§ **TASK INSTRUCTIONS**
Transcribe the material exactly. Images do not belong in the copy.

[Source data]
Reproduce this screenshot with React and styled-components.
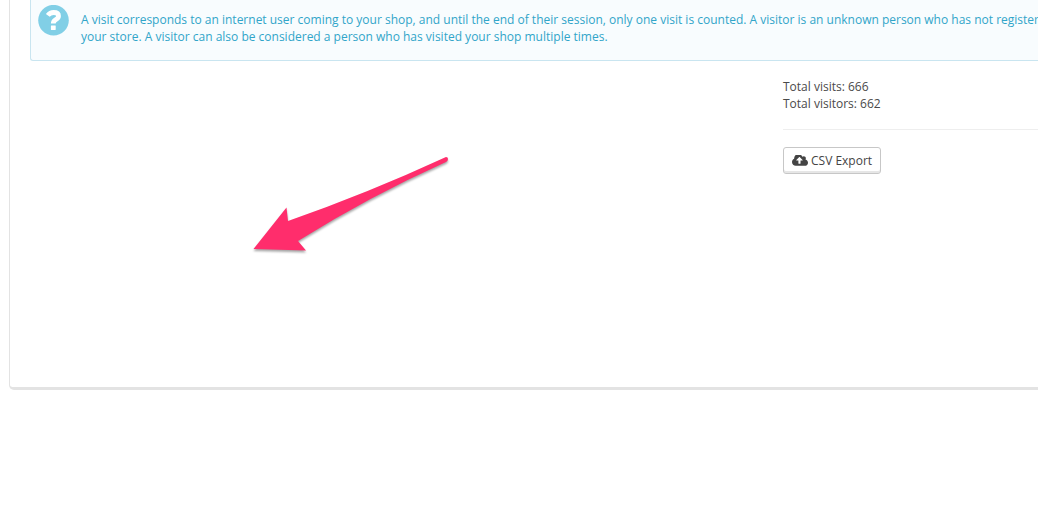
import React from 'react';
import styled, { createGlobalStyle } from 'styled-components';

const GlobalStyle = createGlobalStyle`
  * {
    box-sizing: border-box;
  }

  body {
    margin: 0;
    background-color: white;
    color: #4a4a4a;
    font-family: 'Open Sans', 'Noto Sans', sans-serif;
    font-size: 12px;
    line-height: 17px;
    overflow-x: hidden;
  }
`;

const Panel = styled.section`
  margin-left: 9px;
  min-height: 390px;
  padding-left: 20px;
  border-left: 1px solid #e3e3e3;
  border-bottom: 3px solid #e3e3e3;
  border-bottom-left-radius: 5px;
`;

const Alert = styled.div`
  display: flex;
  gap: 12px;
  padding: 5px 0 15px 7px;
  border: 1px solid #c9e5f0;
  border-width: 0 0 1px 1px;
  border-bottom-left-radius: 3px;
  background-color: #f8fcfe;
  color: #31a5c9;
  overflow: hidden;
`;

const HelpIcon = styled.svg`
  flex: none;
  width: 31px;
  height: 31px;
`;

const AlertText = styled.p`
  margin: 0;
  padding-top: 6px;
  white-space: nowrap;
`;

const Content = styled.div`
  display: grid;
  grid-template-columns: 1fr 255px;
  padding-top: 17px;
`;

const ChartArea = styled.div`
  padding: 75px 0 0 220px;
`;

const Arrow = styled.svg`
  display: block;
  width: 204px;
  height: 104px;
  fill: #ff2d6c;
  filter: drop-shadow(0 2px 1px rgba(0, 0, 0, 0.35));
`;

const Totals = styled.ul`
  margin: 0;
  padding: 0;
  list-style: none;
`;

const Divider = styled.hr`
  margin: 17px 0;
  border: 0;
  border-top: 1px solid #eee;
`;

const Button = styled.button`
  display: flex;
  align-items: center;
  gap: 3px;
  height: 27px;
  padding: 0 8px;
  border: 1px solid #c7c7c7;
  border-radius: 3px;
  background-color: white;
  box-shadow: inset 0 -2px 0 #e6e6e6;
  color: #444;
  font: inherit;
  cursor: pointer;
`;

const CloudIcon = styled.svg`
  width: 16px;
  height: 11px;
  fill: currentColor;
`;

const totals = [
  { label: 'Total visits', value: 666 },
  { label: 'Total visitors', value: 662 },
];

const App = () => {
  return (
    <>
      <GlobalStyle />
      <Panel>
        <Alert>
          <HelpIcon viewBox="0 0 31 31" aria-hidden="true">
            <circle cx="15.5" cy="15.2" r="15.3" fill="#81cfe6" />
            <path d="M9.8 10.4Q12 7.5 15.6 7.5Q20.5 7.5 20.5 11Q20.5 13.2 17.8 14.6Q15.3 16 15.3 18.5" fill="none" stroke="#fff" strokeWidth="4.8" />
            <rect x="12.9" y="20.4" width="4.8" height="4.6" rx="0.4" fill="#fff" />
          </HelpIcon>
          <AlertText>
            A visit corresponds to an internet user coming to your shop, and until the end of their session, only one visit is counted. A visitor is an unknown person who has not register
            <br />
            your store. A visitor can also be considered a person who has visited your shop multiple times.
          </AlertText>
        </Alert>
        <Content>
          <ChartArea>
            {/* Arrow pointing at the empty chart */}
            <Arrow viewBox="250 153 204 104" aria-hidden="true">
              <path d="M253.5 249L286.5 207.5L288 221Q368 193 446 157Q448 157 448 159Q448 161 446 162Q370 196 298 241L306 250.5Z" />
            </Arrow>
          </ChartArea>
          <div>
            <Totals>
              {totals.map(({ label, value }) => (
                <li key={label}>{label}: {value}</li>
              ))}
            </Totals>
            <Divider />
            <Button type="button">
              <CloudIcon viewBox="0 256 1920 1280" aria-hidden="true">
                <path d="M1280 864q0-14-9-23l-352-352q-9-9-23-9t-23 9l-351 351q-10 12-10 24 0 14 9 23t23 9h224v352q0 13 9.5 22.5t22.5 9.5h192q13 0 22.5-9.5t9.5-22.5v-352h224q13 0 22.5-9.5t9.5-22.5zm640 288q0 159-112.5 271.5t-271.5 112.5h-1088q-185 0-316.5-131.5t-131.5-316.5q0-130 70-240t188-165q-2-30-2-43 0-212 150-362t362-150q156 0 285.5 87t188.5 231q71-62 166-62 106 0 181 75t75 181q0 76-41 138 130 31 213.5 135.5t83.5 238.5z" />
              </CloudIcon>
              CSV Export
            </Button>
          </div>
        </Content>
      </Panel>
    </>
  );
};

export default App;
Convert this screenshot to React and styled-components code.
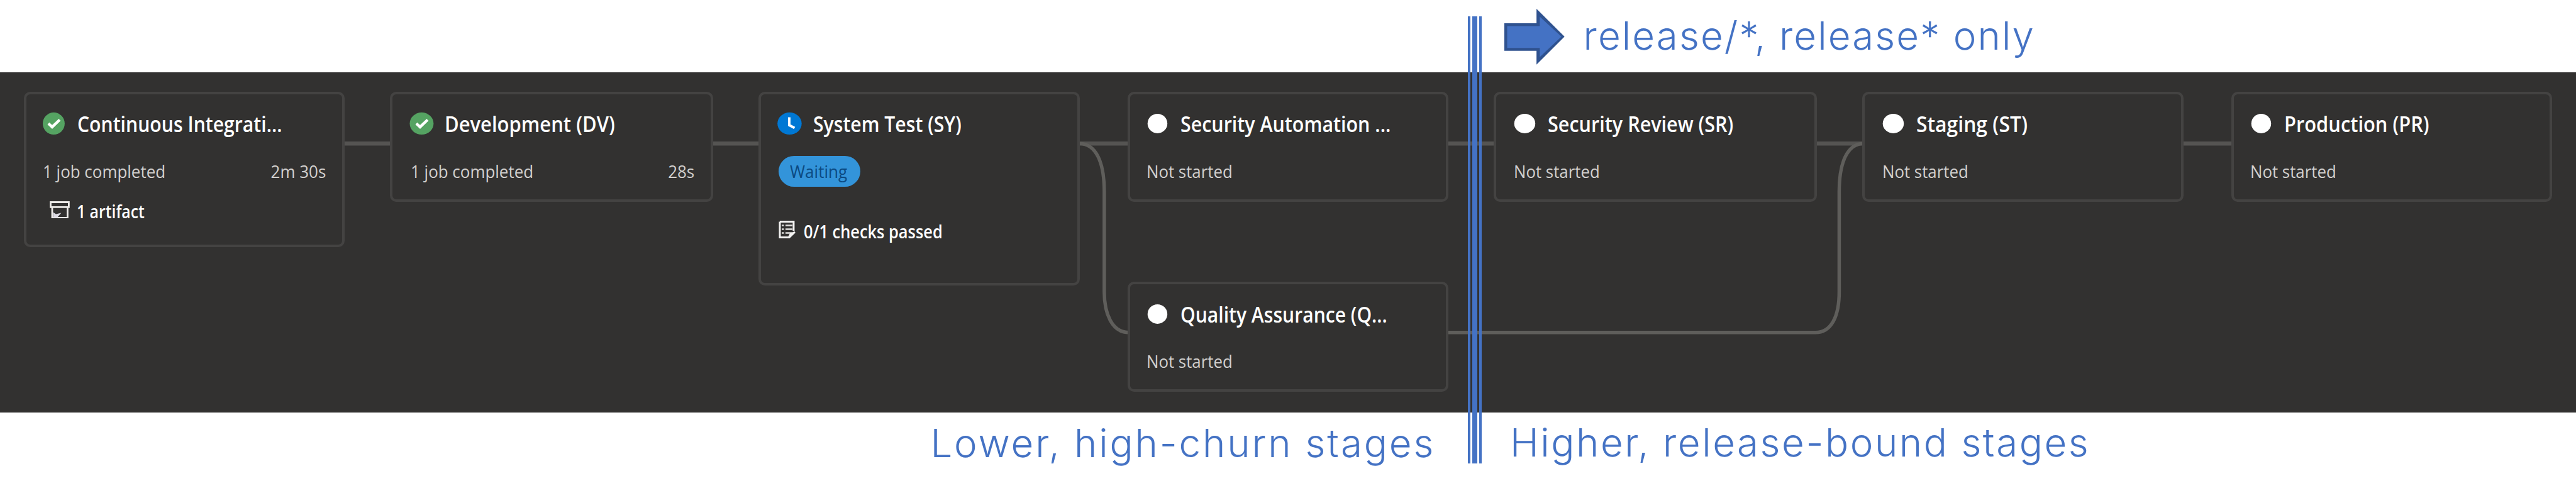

§ **CORRECT ANSWER**
Reproduce this screenshot with React and styled-components.
import React from 'react';
import styled, { createGlobalStyle } from 'styled-components';

const GlobalStyle = createGlobalStyle`
  * {
    box-sizing: border-box;
  }

  body {
    margin: 0;
    background-color: white;
    color: #4a4a4a;
    font-family: 'Open Sans', 'Noto Sans', sans-serif;
    font-size: 12px;
    line-height: 17px;
    overflow-x: hidden;
  }
`;

const Panel = styled.section`
  margin-left: 9px;
  min-height: 390px;
  padding-left: 20px;
  border-left: 1px solid #e3e3e3;
  border-bottom: 3px solid #e3e3e3;
  border-bottom-left-radius: 5px;
`;

const Alert = styled.div`
  display: flex;
  gap: 12px;
  padding: 5px 0 15px 7px;
  border: 1px solid #c9e5f0;
  border-width: 0 0 1px 1px;
  border-bottom-left-radius: 3px;
  background-color: #f8fcfe;
  color: #31a5c9;
  overflow: hidden;
`;

const HelpIcon = styled.svg`
  flex: none;
  width: 31px;
  height: 31px;
`;

const AlertText = styled.p`
  margin: 0;
  padding-top: 6px;
  white-space: nowrap;
`;

const Content = styled.div`
  display: grid;
  grid-template-columns: 1fr 255px;
  padding-top: 17px;
`;

const ChartArea = styled.div`
  padding: 75px 0 0 220px;
`;

const Arrow = styled.svg`
  display: block;
  width: 204px;
  height: 104px;
  fill: #ff2d6c;
  filter: drop-shadow(0 2px 1px rgba(0, 0, 0, 0.35));
`;

const Totals = styled.ul`
  margin: 0;
  padding: 0;
  list-style: none;
`;

const Divider = styled.hr`
  margin: 17px 0;
  border: 0;
  border-top: 1px solid #eee;
`;

const Button = styled.button`
  display: flex;
  align-items: center;
  gap: 3px;
  height: 27px;
  padding: 0 8px;
  border: 1px solid #c7c7c7;
  border-radius: 3px;
  background-color: white;
  box-shadow: inset 0 -2px 0 #e6e6e6;
  color: #444;
  font: inherit;
  cursor: pointer;
`;

const CloudIcon = styled.svg`
  width: 16px;
  height: 11px;
  fill: currentColor;
`;

const totals = [
  { label: 'Total visits', value: 666 },
  { label: 'Total visitors', value: 662 },
];

const App = () => {
  return (
    <>
      <GlobalStyle />
      <Panel>
        <Alert>
          <HelpIcon viewBox="0 0 31 31" aria-hidden="true">
            <circle cx="15.5" cy="15.2" r="15.3" fill="#81cfe6" />
            <path d="M9.8 10.4Q12 7.5 15.6 7.5Q20.5 7.5 20.5 11Q20.5 13.2 17.8 14.6Q15.3 16 15.3 18.5" fill="none" stroke="#fff" strokeWidth="4.8" />
            <rect x="12.9" y="20.4" width="4.8" height="4.6" rx="0.4" fill="#fff" />
          </HelpIcon>
          <AlertText>
            A visit corresponds to an internet user coming to your shop, and until the end of their session, only one visit is counted. A visitor is an unknown person who has not register
            <br />
            your store. A visitor can also be considered a person who has visited your shop multiple times.
          </AlertText>
        </Alert>
        <Content>
          <ChartArea>
            {/* Arrow pointing at the empty chart */}
            <Arrow viewBox="250 153 204 104" aria-hidden="true">
              <path d="M253.5 249L286.5 207.5L288 221Q368 193 446 157Q448 157 448 159Q448 161 446 162Q370 196 298 241L306 250.5Z" />
            </Arrow>
          </ChartArea>
          <div>
            <Totals>
              {totals.map(({ label, value }) => (
                <li key={label}>{label}: {value}</li>
              ))}
            </Totals>
            <Divider />
            <Button type="button">
              <CloudIcon viewBox="0 256 1920 1280" aria-hidden="true">
                <path d="M1280 864q0-14-9-23l-352-352q-9-9-23-9t-23 9l-351 351q-10 12-10 24 0 14 9 23t23 9h224v352q0 13 9.5 22.5t22.5 9.5h192q13 0 22.5-9.5t9.5-22.5v-352h224q13 0 22.5-9.5t9.5-22.5zm640 288q0 159-112.5 271.5t-271.5 112.5h-1088q-185 0-316.5-131.5t-131.5-316.5q0-130 70-240t188-165q-2-30-2-43 0-212 150-362t362-150q156 0 285.5 87t188.5 231q71-62 166-62 106 0 181 75t75 181q0 76-41 138 130 31 213.5 135.5t83.5 238.5z" />
              </CloudIcon>
              CSV Export
            </Button>
          </div>
        </Content>
      </Panel>
    </>
  );
};

export default App;
Convert this screenshot to React and styled-components code.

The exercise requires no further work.